The settlement with RBS brings the U.S. regulator’s recoveries against various banks to $4.3 billion in lawsuits over their sale of mortgage-backed securities before the 2008 financial crisis.
NCUA Board Chairman Rick Metsger said the regulator was pleased with the settlement and plans to continue “to pursue recoveries against financial firms that we maintain contributed to the corporate crisis.”
The settlement resolves lawsuits filed in federal courts in California and Kansas in the NCUA’s role as the liquidating agent for Western Corporate Federal Credit Union and U.S. Central Federal Credit Union.
Under the settlement, RBS does not admit fault, the NCUA said in a statement. The settlement comes on top of a prior deal in 2015 in which RBS agreed to pay $129.6 million to resolve a similar federal lawsuit the NCUA filed in New York.
RBS in January said it had set aside 3.8 billion pounds ($4.95 billion) to resolve civil lawsuits over mortgage-backed securities, investment products packaged and sold before the U.S. housing meltdown and financial crisis in 2008.
The bank also continues to face a multi-billion dollar lawsuit by the U.S. Federal Housing Finance Agency, which has acted as the conservator for mortgage giants Fannie Mae and Freddie Mac since their government takeover in 2008. (CNBC)

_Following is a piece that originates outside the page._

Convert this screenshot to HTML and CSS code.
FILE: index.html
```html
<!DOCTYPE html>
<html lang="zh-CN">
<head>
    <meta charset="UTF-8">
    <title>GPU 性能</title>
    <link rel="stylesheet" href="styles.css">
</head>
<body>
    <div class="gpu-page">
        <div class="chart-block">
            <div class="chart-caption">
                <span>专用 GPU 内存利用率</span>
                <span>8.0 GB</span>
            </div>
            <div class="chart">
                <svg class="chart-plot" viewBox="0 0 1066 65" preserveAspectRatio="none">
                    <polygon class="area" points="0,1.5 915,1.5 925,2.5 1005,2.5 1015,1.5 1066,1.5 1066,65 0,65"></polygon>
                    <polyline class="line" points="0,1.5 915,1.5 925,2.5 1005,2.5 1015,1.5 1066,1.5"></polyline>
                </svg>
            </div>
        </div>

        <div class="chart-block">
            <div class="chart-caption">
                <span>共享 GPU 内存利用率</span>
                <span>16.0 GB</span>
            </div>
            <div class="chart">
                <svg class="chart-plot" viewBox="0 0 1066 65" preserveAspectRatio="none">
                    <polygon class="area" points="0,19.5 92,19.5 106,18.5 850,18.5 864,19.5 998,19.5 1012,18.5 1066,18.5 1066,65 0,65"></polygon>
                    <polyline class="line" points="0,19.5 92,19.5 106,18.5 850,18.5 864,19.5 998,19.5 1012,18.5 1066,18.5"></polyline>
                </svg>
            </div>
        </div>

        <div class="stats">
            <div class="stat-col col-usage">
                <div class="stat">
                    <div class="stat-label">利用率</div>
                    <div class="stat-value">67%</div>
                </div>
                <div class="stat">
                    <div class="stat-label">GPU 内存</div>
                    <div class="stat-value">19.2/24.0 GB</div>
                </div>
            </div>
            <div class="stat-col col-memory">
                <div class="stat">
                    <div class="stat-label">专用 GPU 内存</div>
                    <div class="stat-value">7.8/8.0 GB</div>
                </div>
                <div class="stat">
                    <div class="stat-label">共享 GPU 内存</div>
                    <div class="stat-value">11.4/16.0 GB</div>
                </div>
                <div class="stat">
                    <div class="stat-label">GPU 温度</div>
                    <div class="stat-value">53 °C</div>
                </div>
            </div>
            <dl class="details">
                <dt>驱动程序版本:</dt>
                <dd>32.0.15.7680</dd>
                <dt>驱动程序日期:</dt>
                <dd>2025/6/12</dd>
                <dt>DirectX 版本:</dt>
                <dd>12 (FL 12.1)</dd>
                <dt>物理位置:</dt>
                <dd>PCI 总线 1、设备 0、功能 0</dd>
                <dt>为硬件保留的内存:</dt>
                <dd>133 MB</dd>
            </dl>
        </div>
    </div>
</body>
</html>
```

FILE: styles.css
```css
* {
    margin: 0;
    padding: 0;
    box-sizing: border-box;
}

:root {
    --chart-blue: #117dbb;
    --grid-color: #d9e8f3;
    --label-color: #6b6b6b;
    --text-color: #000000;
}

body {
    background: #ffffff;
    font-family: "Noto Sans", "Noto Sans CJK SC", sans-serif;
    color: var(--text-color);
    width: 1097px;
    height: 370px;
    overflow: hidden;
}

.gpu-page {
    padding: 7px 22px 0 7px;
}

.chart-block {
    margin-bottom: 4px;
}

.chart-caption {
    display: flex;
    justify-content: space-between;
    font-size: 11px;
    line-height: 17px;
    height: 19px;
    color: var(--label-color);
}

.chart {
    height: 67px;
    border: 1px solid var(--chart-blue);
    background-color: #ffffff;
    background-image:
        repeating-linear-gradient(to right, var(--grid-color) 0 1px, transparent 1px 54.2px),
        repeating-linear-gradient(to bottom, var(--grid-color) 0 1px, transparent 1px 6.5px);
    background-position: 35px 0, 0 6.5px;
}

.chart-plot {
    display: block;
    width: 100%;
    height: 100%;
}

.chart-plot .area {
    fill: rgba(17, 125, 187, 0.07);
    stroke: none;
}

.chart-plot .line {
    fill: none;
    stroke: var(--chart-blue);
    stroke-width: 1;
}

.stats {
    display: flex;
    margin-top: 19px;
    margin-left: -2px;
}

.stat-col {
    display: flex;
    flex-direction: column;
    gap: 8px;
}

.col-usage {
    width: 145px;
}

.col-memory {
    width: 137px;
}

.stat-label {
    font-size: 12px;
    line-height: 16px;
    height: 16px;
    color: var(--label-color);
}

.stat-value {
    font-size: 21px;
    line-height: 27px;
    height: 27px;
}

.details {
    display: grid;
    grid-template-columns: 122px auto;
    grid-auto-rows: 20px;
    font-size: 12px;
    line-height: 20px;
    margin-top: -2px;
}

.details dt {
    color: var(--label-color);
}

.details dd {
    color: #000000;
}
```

4. OPEC AGREES TO LIMIT OIL PRODUCTION
OPEC agreed to the outline of a deal that will cut production for the first time in eight years, surprising traders who had expected a continuation of the pump-at-will policy the group adopted in 2014 at the instigation of Saudi Arabia.
Oil jumped more than 5 percent in New York after ministers said the group agreed to limit production to a range of 32.5 to 33 million barrels a day.
The deal will reverberate beyond the Organization of Petroleum Exporting Countries. It will brighten the prospects for the energy industry, from giants like Exxon Mobil Corp. to small U.S. shale firms, and boost the economies of oil-rich countries such as Russia and Saudi Arabia. For consumers, however, it will mean higher prices at the pump.
The agreement was possible because Iran will be exempt from capping production, a major concession by Saudi Arabia, the group’s dominant producer. Still, many of the details remain to be worked out and the group won’t decide on targets for each country until its next meeting at the end of November.
The lower end of the production target equates to a nearly 750,000 barrel-a-day drop from what OPEC said it pumped in August — more than half the forecast increase in global oil demand this year.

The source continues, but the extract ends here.